Então é isso: por acaso, apenas e tão-somente por acaso, é ele quem faz os gols do Timão.

Dá para acreditar?

sábado, 6 de junho de 2009

Gorducho

"Parábola do homem comum
Roçando o céu
Um
Senhor chapéu
Para delírio das gerais"
(Chico Buarque)

Embora não concorde com a idéia de que futebol não se discute, procuro evitar muita falação sobre o assunto. Já vi brigas sérias por causa de jogos, jogadores, esquemas táticos e apelidos. Sempre há alguém que não consegue manter a isenção necessária ou o bom senso para manter a conversa em níveis civilizados.

Generalizações também são inevitáveis. Fala-se de times e torcedores como se todos representassem uma única opinião, tivessem o mesmo comportamento e significassem a mesma coisa. Assim, difundem-se idéias absolutamente equivocadas como aquelas que atribuem a todo corintiano a pecha da tendência marginal e aos sãopaulinos a preponderância de traços homossexuais masculinos. A estupidez é grande e, acreditem, ainda existe.

Se hoje escrevo sobre futebol, não é para falar do meu time, mas para mencionar algo que está acima dele e de todos os demais. Trata-se da genialidade do velho Ronaldo, o gorducho (como sempre diz a Ivana Arruda Leite em seu blog), que todos diziam ultrapassado e morto na arena do futebol.

Não sou conhecedor de sua trajetória. Acompanhei com entusiasmo sua recuperação após aquela malfadada arrancada que culminou na fratura exposta de seu joelho. Confesso que não acreditava em sua recuperação. Para mim, Ronaldo havia perdido o viço e a força do arranque.

Enganei-me. O gorducho (que ainda não era gordo), se superou. Foi convocado para a Copa de 2002; foi artilheiro, marcou os dois gols da grande final; tornou-se campeão mundial pela segunda vez.

Depois disso, ficou na Europa. Deve ter tido novos problemas e sua carreira se afigurava cada vez mais decadente. Cadê Ronaldo?

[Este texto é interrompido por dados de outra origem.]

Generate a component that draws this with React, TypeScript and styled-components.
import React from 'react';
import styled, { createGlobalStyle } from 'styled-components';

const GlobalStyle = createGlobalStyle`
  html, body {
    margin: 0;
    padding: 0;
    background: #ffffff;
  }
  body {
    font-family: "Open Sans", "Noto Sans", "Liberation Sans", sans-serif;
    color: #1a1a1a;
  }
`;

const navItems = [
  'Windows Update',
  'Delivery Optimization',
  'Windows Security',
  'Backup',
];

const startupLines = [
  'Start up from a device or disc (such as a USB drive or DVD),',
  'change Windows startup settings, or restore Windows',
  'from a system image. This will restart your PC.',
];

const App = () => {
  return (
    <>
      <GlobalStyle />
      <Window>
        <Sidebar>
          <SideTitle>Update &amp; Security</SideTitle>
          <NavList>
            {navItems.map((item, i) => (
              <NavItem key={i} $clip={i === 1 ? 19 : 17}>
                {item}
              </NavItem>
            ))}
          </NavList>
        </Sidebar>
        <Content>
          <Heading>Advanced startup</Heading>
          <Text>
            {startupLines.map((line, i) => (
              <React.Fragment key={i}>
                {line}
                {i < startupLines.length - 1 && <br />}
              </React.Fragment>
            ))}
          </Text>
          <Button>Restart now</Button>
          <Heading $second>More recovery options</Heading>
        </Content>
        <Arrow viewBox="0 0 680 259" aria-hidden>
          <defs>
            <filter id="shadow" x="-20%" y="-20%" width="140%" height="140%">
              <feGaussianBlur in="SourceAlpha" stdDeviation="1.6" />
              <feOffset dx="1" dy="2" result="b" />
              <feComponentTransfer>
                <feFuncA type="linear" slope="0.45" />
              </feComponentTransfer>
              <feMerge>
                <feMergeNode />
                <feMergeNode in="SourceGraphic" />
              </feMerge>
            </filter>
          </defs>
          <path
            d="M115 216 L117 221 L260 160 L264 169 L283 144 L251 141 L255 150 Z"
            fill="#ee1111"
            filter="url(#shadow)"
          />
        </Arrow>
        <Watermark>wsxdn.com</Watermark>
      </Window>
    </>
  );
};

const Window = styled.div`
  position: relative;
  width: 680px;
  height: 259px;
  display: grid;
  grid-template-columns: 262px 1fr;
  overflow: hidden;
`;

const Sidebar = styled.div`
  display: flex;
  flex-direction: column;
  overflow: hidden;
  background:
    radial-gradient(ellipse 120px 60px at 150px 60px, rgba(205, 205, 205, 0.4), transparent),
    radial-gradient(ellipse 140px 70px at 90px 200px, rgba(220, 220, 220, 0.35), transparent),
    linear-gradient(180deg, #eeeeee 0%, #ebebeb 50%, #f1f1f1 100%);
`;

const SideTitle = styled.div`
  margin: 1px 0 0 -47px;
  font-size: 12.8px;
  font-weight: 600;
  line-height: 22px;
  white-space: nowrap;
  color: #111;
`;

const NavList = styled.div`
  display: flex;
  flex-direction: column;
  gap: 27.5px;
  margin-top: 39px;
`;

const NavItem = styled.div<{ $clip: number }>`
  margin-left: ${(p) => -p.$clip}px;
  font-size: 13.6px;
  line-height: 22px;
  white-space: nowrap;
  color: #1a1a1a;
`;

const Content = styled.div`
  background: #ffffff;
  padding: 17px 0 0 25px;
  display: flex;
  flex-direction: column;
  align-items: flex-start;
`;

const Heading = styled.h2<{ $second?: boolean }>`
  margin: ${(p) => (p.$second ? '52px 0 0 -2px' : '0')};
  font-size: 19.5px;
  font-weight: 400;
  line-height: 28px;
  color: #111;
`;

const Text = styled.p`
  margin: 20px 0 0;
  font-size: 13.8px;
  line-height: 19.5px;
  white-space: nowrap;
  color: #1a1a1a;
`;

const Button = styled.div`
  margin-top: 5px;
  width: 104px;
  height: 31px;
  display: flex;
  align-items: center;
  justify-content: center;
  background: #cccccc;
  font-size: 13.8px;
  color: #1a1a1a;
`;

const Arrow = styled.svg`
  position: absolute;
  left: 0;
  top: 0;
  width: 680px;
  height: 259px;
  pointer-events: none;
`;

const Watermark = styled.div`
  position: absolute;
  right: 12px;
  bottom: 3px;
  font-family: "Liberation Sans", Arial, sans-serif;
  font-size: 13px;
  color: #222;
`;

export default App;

Pouco tempo antes de ser contratado pelo Timão, vi uma foto sui generis: barrigudo, cabeludo e com cigarro na mão, Ronaldo dava ares de boemia e sedentarismo. Aquela foto me pareceu a comprovação do fim de sua carreira. Dali para frente nada mais seria possível. Ronaldo viveria das glórias, do dinheiro, da fama e do prestígio já conquistados.

Enganei-me novamente.

Seu retorno se deu pouco a pouco, sem pressa, mas com confiança. O gorducho entrou para jogar poucos minutos, não completara meio jogo. Depois, foi ganhando espaço. Marcou gol no final do segundo tempo, fez dribles memoráveis e foi seguindo. Muita gente ainda desconfiava, mas estava de volta.

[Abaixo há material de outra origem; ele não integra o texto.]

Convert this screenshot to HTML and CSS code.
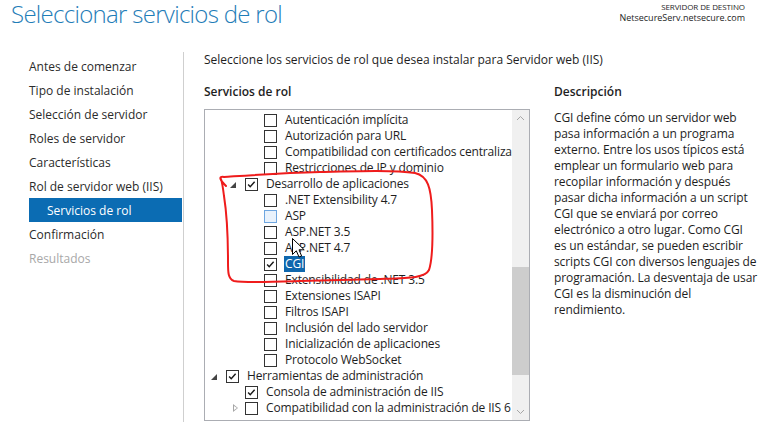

Na primeira final do campeonato paulista contra o Santos, Ronaldo nos brindou com sua genialidade. Parou no pé uma bola impossível de ser estancada, grudou-a literalmente em sua perna, como se ali houvesse cola. Rumou para o primeiro gol, num átimo.

O segundo, incontestavelmente um gol de placa, foi uma pintura. Com um drible de rara beleza plástica, arrumou a bola e encobriu o goleiro "num senhor chapéu", como diria o poeta.

O rei, que estava na Vila Belmiro assistindo ao jogo, retirou-se. Disse que aquele foi um gol de Pelé em Copa do Mundo.

No ano que vem, quem sabe....

Em tempo: como não tenho a menor vocação para comentarista esportivo, sugiro a leitura das crônicas de Nelson Rodrigues sobre futebol. São primorosas!